The 100-day report is increasingly a formal deliverable, especially for funds that committed to operational value creation in their PPM. It should include: the actualized EBITDA bridge against the underwriting model, with variance explanations by line; the integration status report (RAG by workstream); a refreshed value creation plan with quarterly milestones through year 3; a technology roadmap showing the architecture target state and phased investment plan ($X spend, $Y EBITDA impact, by quarter); a cyber posture attestation; and a talent plan with critical role status.

LPs increasingly probe these reports. The 2024-2025 ILPA reporting template updates and the SEC's private fund adviser rules (parts of which survived the Fifth Circuit vacatur and were re-proposed in modified form in late 2025) push sponsors toward more granular disclosure on value creation execution. A 100-day plan that produces a defensible, data-backed report isn't just an operating asset — it's a fundraising asset for Fund N+1.

💡Did You Know?
Bain & Company's 2024 Global Private Equity Report found that PE-backed companies executing a structured 100-day plan with dedicated technology workstreams achieved Year 1 EBITDA growth roughly 2.4x that of comparable deals without one — and reduced the gap between underwriting case and actual performance by 60-70%.

Common Failure Modes

Five patterns recur across deals that miss Year 1. First, ERP-first thinking: sponsors who decide to replace the ERP in Month 2 burn the entire 100-day window on requirements gathering and have nothing else to show. The lakehouse-first sequence — get visibility before changing systems of record — outperforms in every benchmark I've seen. Second, identity deferral: leaving SSO consolidation until Month 6 means every other integration is harder, slower, and less secure. Third, TSA optimism: assuming the seller will be flexible on exit dates is a billing-clock mistake measured in seven figures. Fourth, dashboard theater: building executive dashboards on top of dirty data produces precisely calibrated wrong numbers that erode CFO credibility. Fifth, cyber as a Year 2 problem: this assumption survives until the first incident or insurance renewal, whichever comes first.

The discipline of the 100-day plan is sequencing: foundation before systems, visibility before automation, identity before applications, baseline before optimization. Sponsors who hold that sequence — and resist the operating partner's natural urge to start with the most visible value lever — consistently produce the EBITDA bridges they underwrote, and set up the add-on roll-up strategy described in Article 7 to compound on a platform that can actually absorb acquisitions.
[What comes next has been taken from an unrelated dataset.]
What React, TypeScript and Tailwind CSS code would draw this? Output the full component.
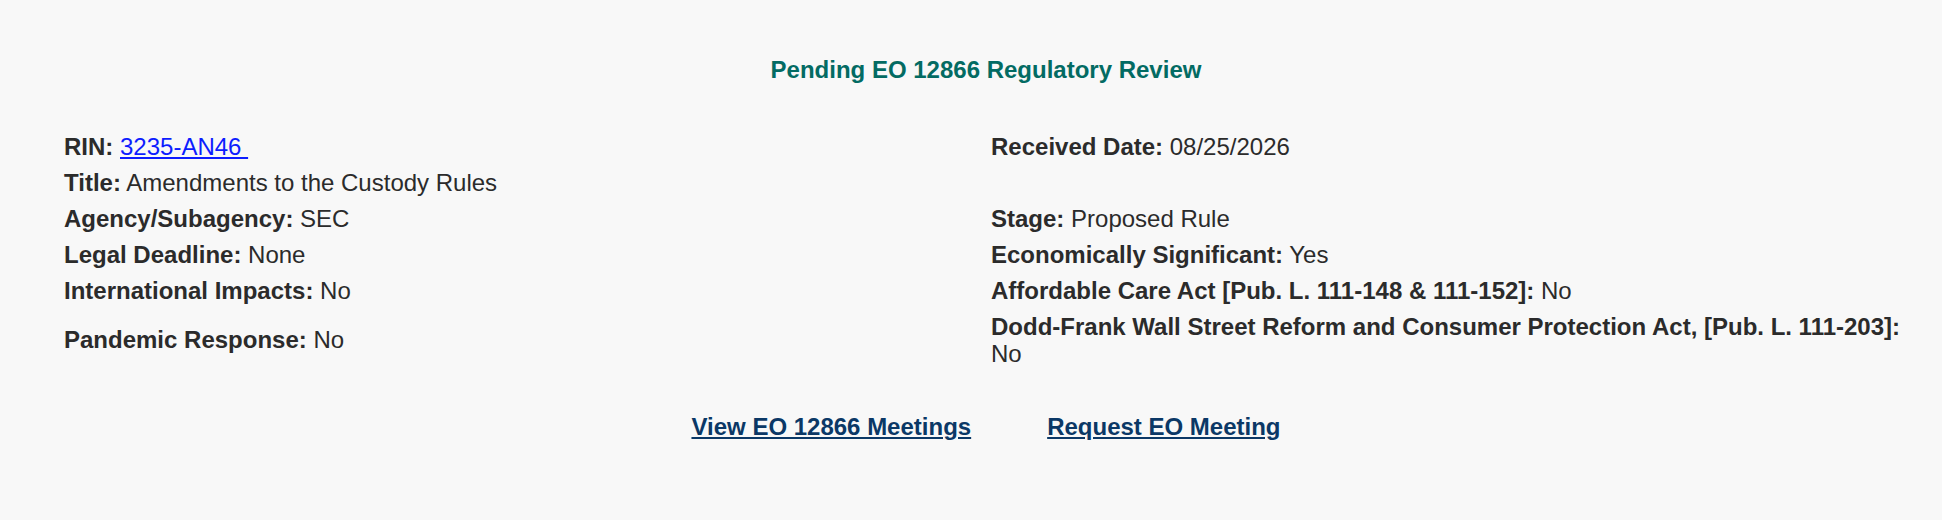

Frequently Asked Questions

How much should a sponsor budget for technology in the 100-day plan?

Typical mid-market PE deals allocate 0.5-1.5% of enterprise value to Year 1 technology integration on platform buyouts and bolt-ons, rising to 3-7% on carve-outs from corporate parents. Of that, roughly 40-50% goes to ERP and FP&A platforms, 20-30% to data foundation and analytics, 15-20% to cybersecurity baseline, and the remainder to identity, contract intelligence, and automation tooling.

Should the 100-day plan commit to an ERP cutover, or just an ERP decision?

A decision and signed SOW by Day 60-90, with phased cutover over 6-18 months. Attempting a big-bang ERP go-live inside the 100-day window has roughly a 40% slip rate with 30-50% budget overruns. The plan locks the architecture and vendor; execution runs through Year 1 and into Year 2.

What's different about the 100-day plan for a corporate carve-out?

Carve-outs add a Transition Service Agreement (TSA) exit workstream covering every service the seller is providing post-close — IT infrastructure, email, payroll, finance systems, sometimes manufacturing systems. Each service has its own exit date, fees of $300K-$2M per month total, and step-up penalties at 6, 9, and 12 months. The cybersecurity baseline must also be built from scratch because seller controls leave at TSA expiry.

Who should run the integration management office?

Most commonly an interim COO or deployed operating partner from the sponsor, supported by a dedicated PMO platform (Smartsheet, Asana, or specialized MA tools like Midaxo or DealRoom for larger deals). The role requires authority to clear cross-functional blockers and direct access to the sponsor's investment committee — not a part-time delegate from the seller's existing team.

How is the 100-day plan reported to LPs?

Increasingly as a formal deliverable to the LP advisory committee, containing the actualized EBITDA bridge versus underwriting case, RAG status by workstream, refreshed value creation plan with quarterly milestones, technology roadmap with spend and EBITDA impact phasing, cybersecurity attestation, and critical-role talent status. ILPA template updates and SEC private fund adviser rules continue to push toward more granular value-creation disclosure.